With a runner on first in the top of the third, Brodina induced a ground ball to second baseman Max Palmer. Rather than take the easier out at first, Palmer tried to get the lead runner, but the throw was inaccurate and everybody was safe. The error led to two runs on back-to-back RBI hits. Brodina ended the frame with back-to-back strikeouts, but not before Devils Lake fell into a 2-0 hole.
With the way Haagenson was carving up Firebirds batters through the first three innings, a deficit like that might have seemed insurmountable. But they erased it in a hurry. Baeth stayed hot with an RBI double to get Devils Lake on the board, and Brodina’s homer put the Firebirds ahead 3-2.

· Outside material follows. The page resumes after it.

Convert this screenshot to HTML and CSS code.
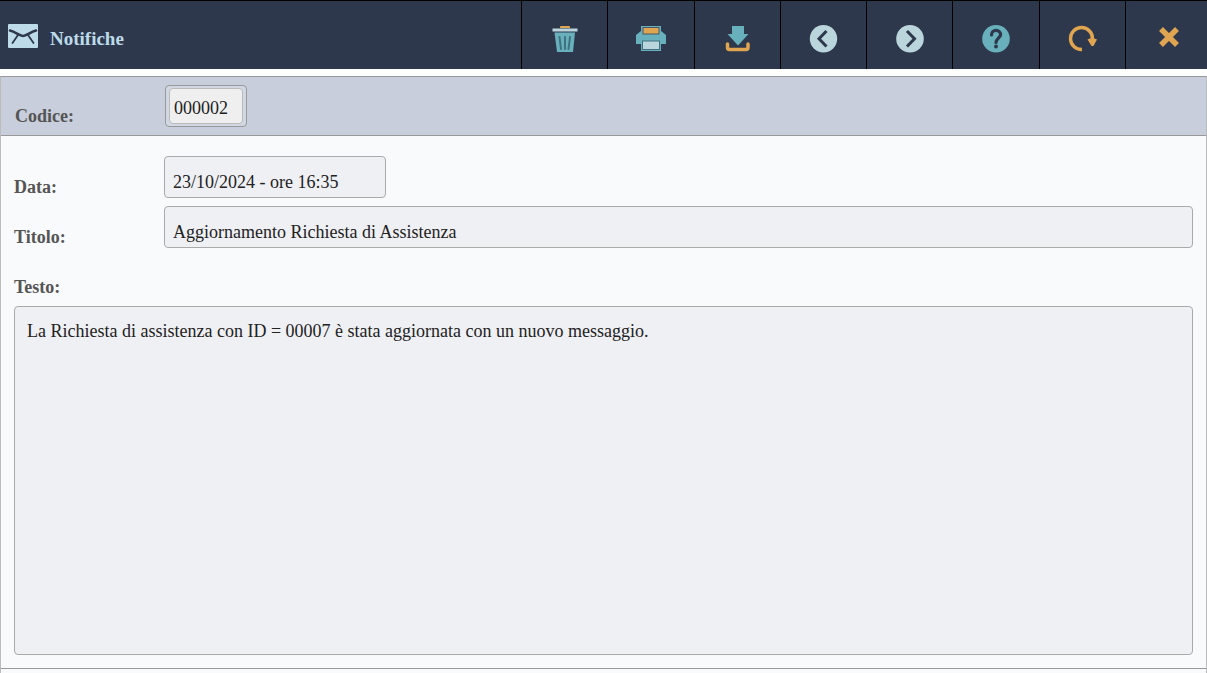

“We were just trying to gain confidence and attack the fastball,” Brodina said. “Just try to hit it the other way and hit a line drive. But it took us three innings to figure that out.”
Now working with a 3-2 lead, Brodina threw a perfect fourth and fifth.

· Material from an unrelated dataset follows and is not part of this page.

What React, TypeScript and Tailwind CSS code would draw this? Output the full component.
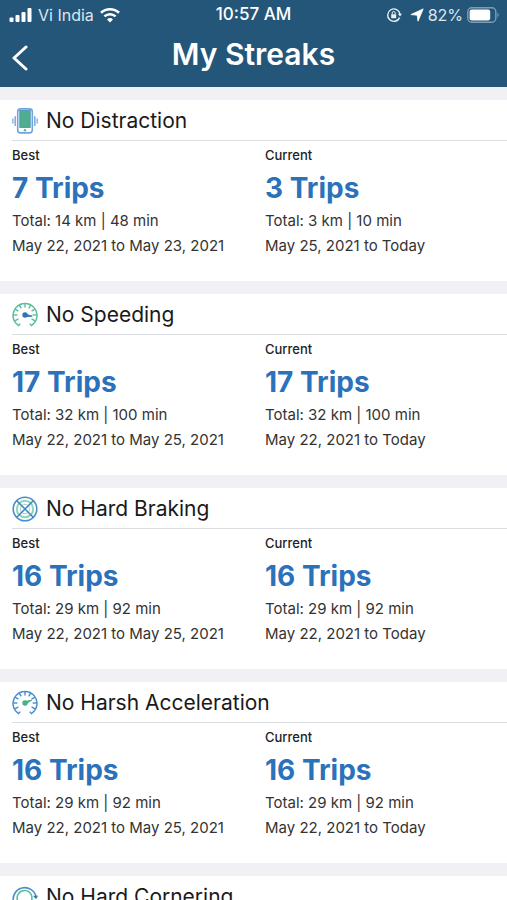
import type { ReactNode } from "react";

const BLUE = "#4a8fcb";
const GREEN = "#5bbd9f";

function PhoneIcon() {
  return (
    <svg viewBox="0 0 26 26" className="size-[26px] shrink-0" fill="none" aria-hidden="true">
      <rect x="5.7" y="0.9" width="14.6" height="24" rx="2.8" fill="#fff" stroke="#6fa5da" strokeWidth="1.6" />
      <rect x="7.8" y="2.4" width="10.4" height="17" fill="#4fae8f" stroke="#4c93b5" strokeWidth="0.9" />
      <circle cx="13" cy="22.2" r="1.3" fill={GREEN} />
      <path d="M3.2 8.6v8.8M22.8 8.6v8.8" stroke="#6fa5da" strokeWidth="1.4" strokeLinecap="round" />
      <path d="M0.9 11v4M25.1 11v4" stroke="#79ace0" strokeWidth="1.3" strokeLinecap="round" />
    </svg>
  );
}

function GaugeIcon({ ring, needle, tip }: { ring: string; needle: string; tip: string }) {
  const ticks = [-120, -90, -60, -30, 0, 30, 60, 90, 120];
  return (
    <svg viewBox="0 0 26 26" className="size-[26px] shrink-0" fill="none" aria-hidden="true">
      <path d="M8.2 21.6L6.6 23.6A12 12 0 1 1 19.4 23.6L17.8 21.6" stroke={ring} strokeWidth="1.5" />
      {ticks.map((a) => (
        <path key={a} d="M13 1.4v4" stroke={ring} strokeWidth="1.4" transform={`rotate(${a} 13 13)`} />
      ))}
      <circle cx="13" cy="13" r="2.7" fill={needle} />
      <path d={tip} fill={needle} stroke={needle} strokeWidth="0.9" strokeLinejoin="round" />
    </svg>
  );
}

function BrakeIcon() {
  return (
    <svg viewBox="0 0 26 26" className="size-[26px] shrink-0" fill="none" aria-hidden="true">
      <circle cx="13" cy="13" r="8.2" stroke="#8fd3bd" strokeWidth="2" />
      <circle cx="13" cy="13" r="4.6" stroke="#a9decd" strokeWidth="1.2" />
      <circle cx="13" cy="13" r="11.8" stroke={BLUE} strokeWidth="1.6" />
      <path d="M4.8 4.8l16.4 16.4M21.2 4.8L4.8 21.2" stroke="#3f83bd" strokeWidth="1.5" />
    </svg>
  );
}

function CornerIcon() {
  return (
    <svg viewBox="0 0 26 26" className="size-[26px] shrink-0" fill="none" aria-hidden="true">
      <path d="M1.5 18A11.5 11.5 0 1 1 24 12.5" stroke={BLUE} strokeWidth="1.6" />
      <path d="M21 11.8h5l-2 3.4z" fill="#3478b8" />
      <path d="M5.6 16.5A7.4 7.4 0 1 1 19 17.5" stroke={GREEN} strokeWidth="1.6" />
    </svg>
  );
}

interface Run {
  trips: string;
  total: string;
  dates: string;
}

interface Streak {
  title: string;
  icon: ReactNode;
  best: Run;
  current: Run;
}

function sameRun(trips: string, total: string): { best: Run; current: Run } {
  return {
    best: { trips, total, dates: "May 22, 2021 to May 25, 2021" },
    current: { trips, total, dates: "May 22, 2021 to Today" },
  };
}

const streaks: Streak[] = [
  {
    title: "No Distraction",
    icon: <PhoneIcon />,
    best: { trips: "7 Trips", total: "Total: 14 km | 48 min", dates: "May 22, 2021 to May 23, 2021" },
    current: { trips: "3 Trips", total: "Total: 3 km | 10 min", dates: "May 25, 2021 to Today" },
  },
  {
    title: "No Speeding",
    icon: <GaugeIcon ring={GREEN} needle="#2f74b8" tip="M13 12l7.2 2.2L13 14.6z" />,
    ...sameRun("17 Trips", "Total: 32 km | 100 min"),
  },
  {
    title: "No Hard Braking",
    icon: <BrakeIcon />,
    ...sameRun("16 Trips", "Total: 29 km | 92 min"),
  },
  {
    title: "No Harsh Acceleration",
    icon: <GaugeIcon ring={BLUE} needle="#48ae8c" tip="M13 11.6l7-1.6-6.4 4z" />,
    ...sameRun("16 Trips", "Total: 29 km | 92 min"),
  },
  {
    title: "No Hard Cornering",
    icon: <CornerIcon />,
    ...sameRun("16 Trips", "Total: 29 km | 92 min"),
  },
];

function RunColumn({ label, run }: { label: string; run: Run }) {
  return (
    <div>
      <h3 className="text-[13px] leading-5 font-medium text-[#222]">{label}</h3>
      <p className="pt-[3px] text-[28px] leading-10 font-bold text-[#2b72bb]">{run.trips}</p>
      <p className="text-[15px] leading-[25px] text-[#333]">{run.total}</p>
      <p className="text-[15px] leading-[25px] text-[#333]">{run.dates}</p>
    </div>
  );
}

function StreakCard({ streak }: { streak: Streak }) {
  return (
    <section className="bg-white pb-[23px] pl-3">
      <div className="flex h-[41px] items-center gap-2 border-b border-[#dcdde2] pt-0.5">
        {streak.icon}
        <h2 className="text-[21px] leading-7 text-[#1a1a1a]">{streak.title}</h2>
      </div>
      <div className="grid grid-cols-[253fr_242fr] pt-1">
        <RunColumn label="Best" run={streak.best} />
        <RunColumn label="Current" run={streak.current} />
      </div>
    </section>
  );
}

function StatusBar() {
  return (
    <div className="grid h-[30px] grid-cols-[1fr_auto_1fr] items-center px-2 text-base">
      <div className="flex items-center gap-1.5">
        <svg viewBox="0 0 24 16" className="h-4 w-6" fill="#fff" aria-hidden="true">
          <rect x="1.5" y="10.5" width="4" height="4.5" rx="1" />
          <rect x="7.5" y="8" width="4" height="7" rx="1" />
          <rect x="13.5" y="5" width="4" height="10" rx="1" />
          <rect x="19.5" y="1" width="4" height="14" rx="1" />
        </svg>
        <span className="text-[#dce6ee]">Vi India</span>
        <svg viewBox="0 0 20 16" className="h-4 w-5" fill="none" stroke="#fff" aria-hidden="true">
          <path d="M1 5.8a13 13 0 0 1 18 0" strokeWidth="2.6" />
          <path d="M4.4 9.4a8.2 8.2 0 0 1 11.2 0" strokeWidth="2.4" />
          <path d="M10 15.4l-3-3a4.4 4.4 0 0 1 6 0z" fill="#fff" stroke="none" />
        </svg>
      </div>
      <span className="text-[17px] font-medium">10:57 AM</span>
      <div className="flex items-center justify-end gap-1">
        <svg viewBox="0 0 16 16" className="mr-1 size-4" fill="none" stroke="#e9f0f5" aria-hidden="true">
          <path d="M13.6 10.6A6.2 6.2 0 1 1 14 7" strokeWidth="1.4" />
          <path d="M11.8 6.8h4.2l-2 2.8z" fill="#e9f0f5" stroke="none" />
          <rect x="5.2" y="7.2" width="5" height="4" rx="0.6" fill="#e9f0f5" stroke="none" />
          <path d="M6.2 7.4V6a1.5 1.5 0 0 1 3 0v1.4" strokeWidth="1" />
        </svg>
        <svg viewBox="0 0 14 14" className="size-3.5" fill="#fff" stroke="#fff" strokeWidth="0.8" strokeLinejoin="round" aria-hidden="true">
          <path d="M13.2.9L8 13.2 7.2 7.2.9 6.6z" />
        </svg>
        <span className="text-[#dce6ee]">82%</span>
        <svg viewBox="0 0 32 16" className="h-4 w-8" fill="none" aria-hidden="true">
          <rect x="0.8" y="0.8" width="28" height="14.4" rx="4" stroke="#7e9db5" strokeWidth="1.4" />
          <rect x="2.6" y="2.6" width="20.6" height="10.8" rx="2.2" fill="#fff" />
          <path d="M30.4 5.6c1.6.8 1.6 4 0 4.8z" fill="#7e9db5" />
        </svg>
      </div>
    </div>
  );
}

export default function App() {
  return (
    <div className="flex h-screen flex-col bg-[#f0f0f5] font-['Inter','Liberation_Sans',sans-serif]">
      <header className="shrink-0 bg-[#245679] text-white">
        <StatusBar />
        <div className="grid h-[57px] grid-cols-[48px_1fr_48px] items-start">
          <button type="button" aria-label="Back" className="flex h-14 items-center pl-3">
            <svg viewBox="0 0 16 26" className="h-[26px] w-4" fill="none" stroke="#fff" strokeWidth="3" strokeLinecap="round" strokeLinejoin="round" aria-hidden="true">
              <path d="M14 2L2 13l12 11" />
            </svg>
          </button>
          <h1 className="pt-1 text-center text-[30px] leading-10 font-semibold">My Streaks</h1>
        </div>
      </header>
      <main className="flex min-h-0 flex-1 flex-col gap-[13px] overflow-y-auto pt-[13px] [scrollbar-width:none]">
        {streaks.map((streak) => (
          <StreakCard key={streak.title} streak={streak} />
        ))}
      </main>
    </div>
  );
}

“I didn’t think Parker was his best again today,” Luehring said. “But he just competes. Kept us in it.”
The Firebirds got two more in the bottom of the fifth, as Baeth smashed a homer to left field. He added a nice bat flip to boot. It was his third of the season and the team’s fourth, boosting Devils Lake to a 5-2 lead.
“We know we’ve got those kids that can hit the ball a long way,” Luehring said. “It’s just getting guys on.”
But Brodina, who had seemingly settled into a groove, let up in the sixth. The rally started on a leadoff error by Mason Palmer, who made a wild throw for Devils Lake’s third error of the game. The Firebirds’ fundamentals were uncharacteristically shaky.
“I think Mason was sitting back on the ball a little bit more than he normally does. He needs to play with a little urgency,” Luehring said. “He’ll fix it. We’ll fix it. Our defense has probably been our strong suit.”
Back-to-back doubles trimmed Devils Lake’s lead to one. Luehring visited Brodina on the mound, but then Haagenson smashed one to a similar spot as Baeth’s homer. The two-run blast capped a four-run inning for Red River, putting the Firebirds down 6-5.
“I didn’t really feel the greatest,” Brodina said of his pitching performance. “I didn’t feel smooth.”
The Roughriders brought in a new pitcher for the sixth, Matthew Dosch, who almost immediately gift-wrapped a run for Devils Lake and sealed it with a bow. He hit Ben Larson with a pitch, then committed two throwing errors within the span of two batters to allow Larson to score.
Max Palmer — as he so often does in the late innings — laid down a perfect squeeze bunt to bring home the go-ahead run. After hitting home runs in back-to-back innings, the Firebirds went back to their signature small ball style to score two and take a 7-6 lead.
“We were able to do what we do and take that lead,” Luehring said.
Locking down the save in the ninth was none other than the star cleanup hitter, Baeth. He got the first two batters to ground out in stressfree fashion.
The Roughriders made it interesting with a couple two-out baserunners, drawing a walk and hitting a single through the left side. Then on a potential third strike, the home plate umpire declared that the batter Dosch checked his swing. Baeth wasn’t happy with the call and asked for the second base umpire to confirm, but the umpire had almost no reaction whatsoever.
Everyone held their breaths. The way this game was going, there was no sure bet about anything.
But Baeth induced a comebacker that he handled cleanly. Rather than risk anything with a throw, he sprinted to the first base bag himself and got the final out.
It was another gritty victory for this soaring club.
“You don’t like to talk about a season because you’re just playing one game, but this is a pretty big swing game for us,” Luehring said. “We can start competing for upper seeds… We’ve let [Red River] off the hook back-to-back years. I thought we should have beat them twice.”
The Firebirds now travel to Fargo South for a doubleheader at noon on Saturday, May 4.